Las elecciones legislativas alemanas acaban de confirmar que, como dijo Óscar Wilde, la lógica en política es patrimonio casi exclusivo de los anglosajones. Únicamente la intervención de lo sobrenatural puede explicar, si no, que los socialdemócratas hayan sobrevivido a las elecciones con posibilidades de continuar en el poder, después de siete años desastrosos, en los que han conseguido que Alemania pasase de ser la locomotora que tiraba de la economía europea a uno de los países con menor crecimiento de la OCDE en el último quinquenio y que haya que buscar, literalmente, a los más viejos del lugar para encontrar a alguien que recuerde un país con los cinco millones de desempleados con que cuenta a fecha de hoy.

Quizás la explicación radique en que, al igual que se habla de las dos Españas, también en Alemania nos encontremos con esa división social muy enraizada, de manera que exista un núcleo duro de socialdemócratas irredentos que se aferra al mastodóntico y omnipresente aparato estatal para disfrutar, hasta desangrar al país si es necesario, de sus generosísimos y exagerados programas de asistencia social. Frente a la Europa liberal, representada en el exuberante modelo inglés, en la que el Estado interviene para preservar el interés general únicamente cuando resulta necesario, esta mitad de Alemania sigue apostando por aplazar sus reformas y seguir anclada en una ideología intervencionista que sólo tuvo justificación en las miserias que acompañaron el fin de la II Guerra Mundial. Y si para seguir gobernando tienen que renunciar a entrar en el mundo globalizado del siglo XXI, o buscar alianzas tan peligrosas como la de los ecologistas, a menudo más preocupados por la salvaguarda de tal o cual cactus, cuadrúpedo o ballena que por la salud de la economía de su país, lo harán sin ningún miramiento.

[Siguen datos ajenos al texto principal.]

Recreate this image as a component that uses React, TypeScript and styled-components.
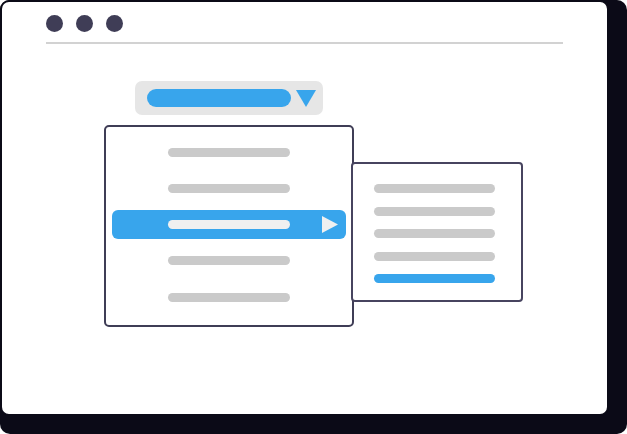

Malas noticias, por tanto, para Europa, si se confirma que no habrá cambio de gobierno. Y no sólo porque la economía alemana podría continuar estancada, sino porque, además, una Alemania conservadora más que probablemente abandonaría el sorprendente matrimonio sin condiciones con Francia del canciller Schröder y sería capaz de tender puentes con Estados Unidos, en un momento en el que el entendimiento entre Europa y

EE UU es fundamental para acabar con la lacra del terrorismo islamista, del mismo modo que dejaría solos a los franceses en su flagrante transgresión del pacto de estabilidad económica comunitaria, volviendo a los cauces de la disciplina presupuestaria a los que se comprometieron todos los países de la Unión Europea y que hoy sólo incumple el eje franco-alemán.

Declaraba un aristocrático viticultor bávaro a un periódico de su región, casi con lágrimas en los ojos, que no podía entender cómo, en su país, de repente había más parados haciendo cola en el INEM alemán que Mercedes o BMWs circulando sin límite de velocidad, ni radares, por sus generosas autopistas. Otto von Bismarck, padre de la nación alemana, seguramente tampoco lo entendería y, si levantara la cabeza, sufriría un síncope. Nada grave, de todos modos, si lo comparamos con lo que podría ser de nuestro añorado Felipe II si éste tuviera a bien despertarse y echara un vistazo a lo que va quedando de España.